> **Directive**:
Give only the number of lines that hold the word "styles".

> **Supplied information**:
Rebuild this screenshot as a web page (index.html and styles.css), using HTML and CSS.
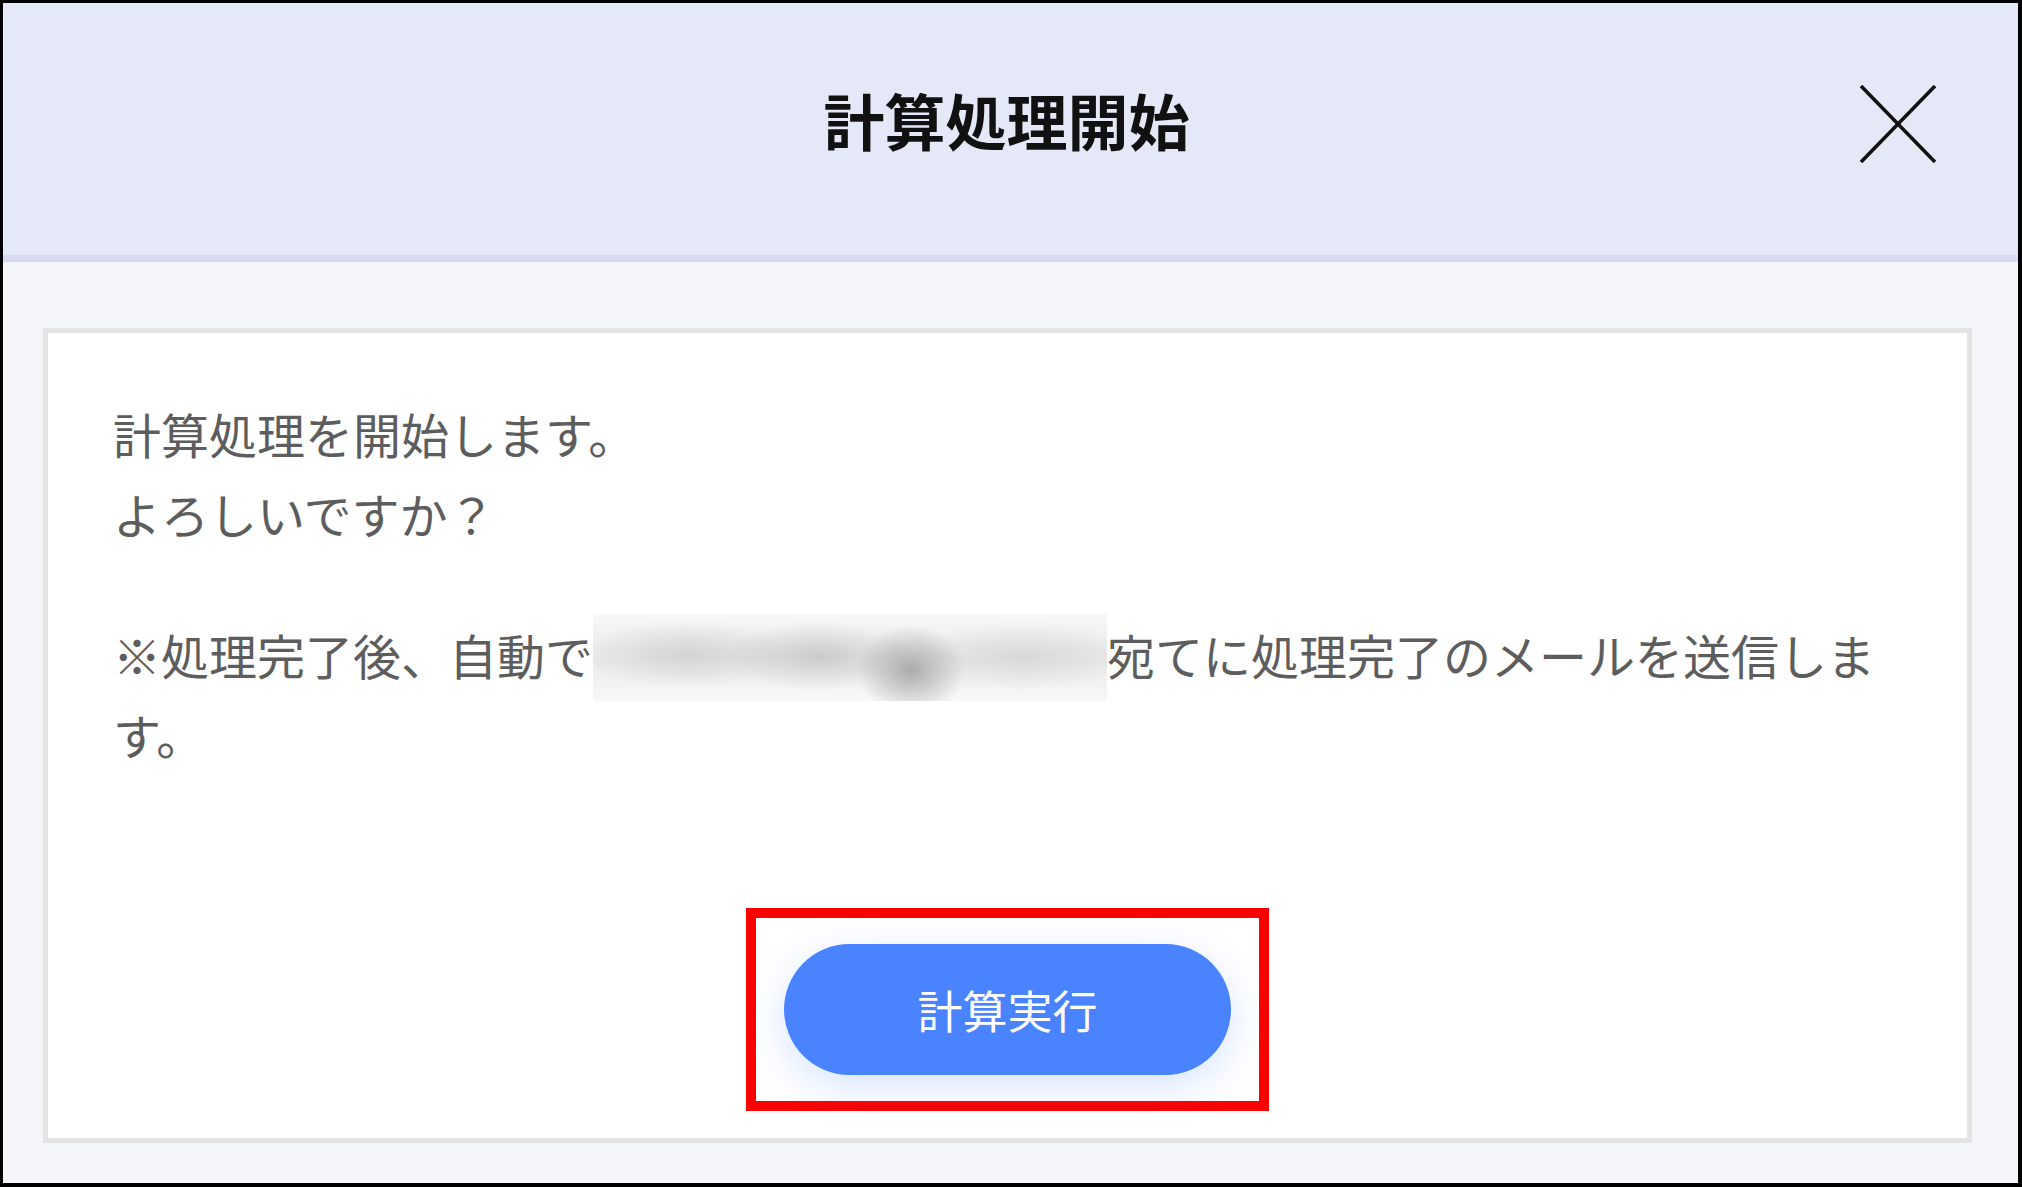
FILE: index.html
```html
<!DOCTYPE html>
<html lang="ja">
<head>
<meta charset="utf-8">
<title>計算処理開始</title>
<link rel="stylesheet" href="styles.css">
</head>
<body>
<div class="dialog">
  <header class="dialog-header">
    <div class="spacer"></div>
    <h1 class="dialog-title">計算処理開始</h1>
    <button class="close-btn" type="button" aria-label="閉じる">
      <svg width="76" height="78" viewBox="0 0 76 78" aria-hidden="true">
        <line x1="1" y1="1" x2="75" y2="77" stroke="#111" stroke-width="3.6"/>
        <line x1="75" y1="1" x2="1" y2="77" stroke="#111" stroke-width="3.6"/>
      </svg>
    </button>
  </header>
  <main class="dialog-body">
    <section class="card">
      <div class="message">
        <p>計算処理を開始します。<br>よろしいですか？</p>
        <p>※処理完了後、自動で<span class="redacted" aria-hidden="true"></span>宛てに処理完了のメールを送信します。</p>
      </div>
      <div class="actions">
        <div class="highlight">
          <button class="primary-btn" type="button">計算実行</button>
        </div>
      </div>
    </section>
  </main>
</div>
</body>
</html>
```
FILE: styles.css
```css
html, body {
  margin: 0;
  padding: 0;
  background: #ffffff;
}

body {
  font-family: "Noto Sans CJK JP", "Noto Sans", sans-serif;
}

.dialog {
  box-sizing: border-box;
  width: 2022px;
  height: 1187px;
  border-style: solid;
  border-color: #000;
  border-width: 3px 4px 4px 3px;
  display: flex;
  flex-direction: column;
  overflow: hidden;
}

.dialog-header {
  flex: 0 0 auto;
  height: 252px;
  background: #e5e8f6;
  border-bottom: 7px solid #d7daf0;
  display: grid;
  grid-template-columns: 1fr auto 1fr;
  align-items: center;
}

.dialog-title {
  margin: 0 0 18px 0;
  font-size: 61px;
  font-weight: 700;
  color: #111;
  line-height: 1.2;
  letter-spacing: 0;
  transform: translateX(-4px);
}

.close-btn {
  justify-self: end;
  margin: 0 82px 11px 0;
  padding: 0;
  border: 0;
  background: transparent;
  width: 76px;
  height: 78px;
  display: flex;
}

.dialog-body {
  flex: 1 1 auto;
  background: #f4f6fa;
  padding: 66px 46px 40px 40px;
  display: flex;
}

.card {
  flex: 1 1 auto;
  box-sizing: border-box;
  background: #fff;
  border: 5px solid #e4e4e5;
  padding: 60px 65px 27px 65px;
  display: flex;
  flex-direction: column;
}

.message {
  color: #5d5d5d;
  font-size: 48px;
  line-height: 80px;
}

.message p {
  margin: 0;
}

.message p + p {
  margin-top: 61px;
}

.redacted {
  display: inline-block;
  width: 514px;
  height: 87px;
  margin-bottom: -7px;
  vertical-align: top;
  background:
    radial-gradient(ellipse 55px 45px at 318px 56px, rgba(155,155,155,0.8), rgba(155,155,155,0) 100%),
    radial-gradient(ellipse 95px 34px at 225px 42px, rgba(190,190,190,0.7), rgba(190,190,190,0) 100%),
    radial-gradient(ellipse 105px 34px at 95px 40px, rgba(200,200,200,0.65), rgba(200,200,200,0) 100%),
    radial-gradient(ellipse 110px 34px at 430px 42px, rgba(205,205,205,0.6), rgba(205,205,205,0) 100%),
    linear-gradient(180deg, #f8f8f8 0%, #e9e9e9 50%, #f8f8f8 100%);
}

.actions {
  margin-top: auto;
  display: flex;
  justify-content: center;
}

.highlight {
  border: 10px solid #ff0000;
  padding: 26px 28px;
  display: flex;
}

.primary-btn {
  width: 447px;
  height: 131px;
  border: 0;
  border-radius: 66px;
  background: #4a83ff;
  color: #fff;
  font-family: "Noto Sans CJK JP", "Noto Sans", sans-serif;
  font-size: 45px;
  font-weight: 400;
  line-height: 1;
  padding: 0;
  box-shadow: 0 12px 40px rgba(74, 131, 255, 0.22);
}
```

> **Exercise solution**:
3